### Exercise
Below are the records; pull every line that includes "index".

### Material for this exercise
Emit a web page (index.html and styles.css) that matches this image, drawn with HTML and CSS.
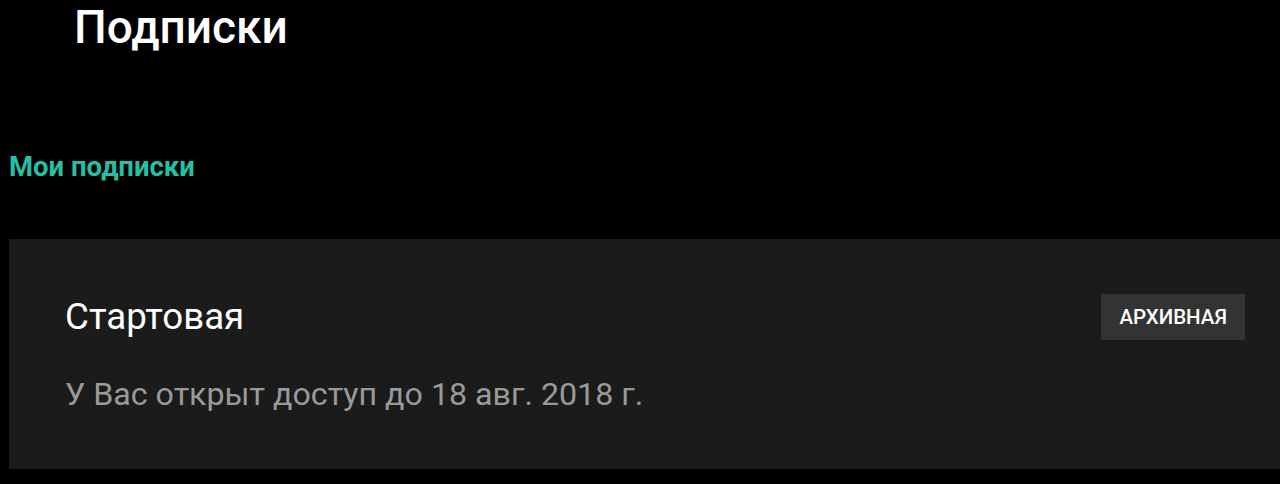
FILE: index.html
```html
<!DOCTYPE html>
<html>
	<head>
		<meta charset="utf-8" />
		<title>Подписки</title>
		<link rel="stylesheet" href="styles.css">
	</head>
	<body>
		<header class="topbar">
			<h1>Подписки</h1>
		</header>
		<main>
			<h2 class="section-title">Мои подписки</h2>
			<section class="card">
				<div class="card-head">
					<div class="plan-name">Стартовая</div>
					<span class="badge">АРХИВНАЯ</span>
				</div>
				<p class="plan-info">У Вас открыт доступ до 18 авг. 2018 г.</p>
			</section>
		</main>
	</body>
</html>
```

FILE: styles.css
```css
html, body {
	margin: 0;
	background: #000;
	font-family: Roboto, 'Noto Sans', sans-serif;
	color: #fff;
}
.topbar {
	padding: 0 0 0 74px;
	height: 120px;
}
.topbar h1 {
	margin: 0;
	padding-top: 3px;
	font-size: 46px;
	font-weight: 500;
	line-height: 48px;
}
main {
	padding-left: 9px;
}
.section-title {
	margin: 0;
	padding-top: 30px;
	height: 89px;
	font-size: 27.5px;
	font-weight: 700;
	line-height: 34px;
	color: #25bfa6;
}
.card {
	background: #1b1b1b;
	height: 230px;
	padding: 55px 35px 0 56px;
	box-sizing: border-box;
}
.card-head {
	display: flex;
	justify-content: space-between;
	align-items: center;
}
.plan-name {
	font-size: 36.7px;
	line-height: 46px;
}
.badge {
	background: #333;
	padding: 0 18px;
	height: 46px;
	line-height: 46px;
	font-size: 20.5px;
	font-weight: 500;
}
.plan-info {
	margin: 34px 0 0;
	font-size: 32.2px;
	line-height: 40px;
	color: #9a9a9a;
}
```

* * *

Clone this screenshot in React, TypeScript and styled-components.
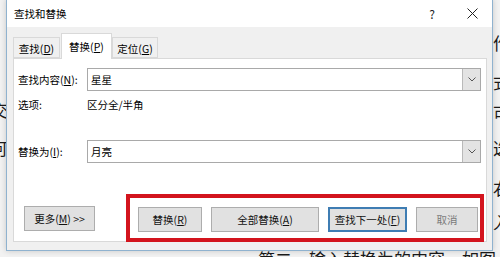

### Reply to the exercise
Emit a web page (index.html and styles.css) that matches this image, drawn with HTML and CSS.
FILE: index.html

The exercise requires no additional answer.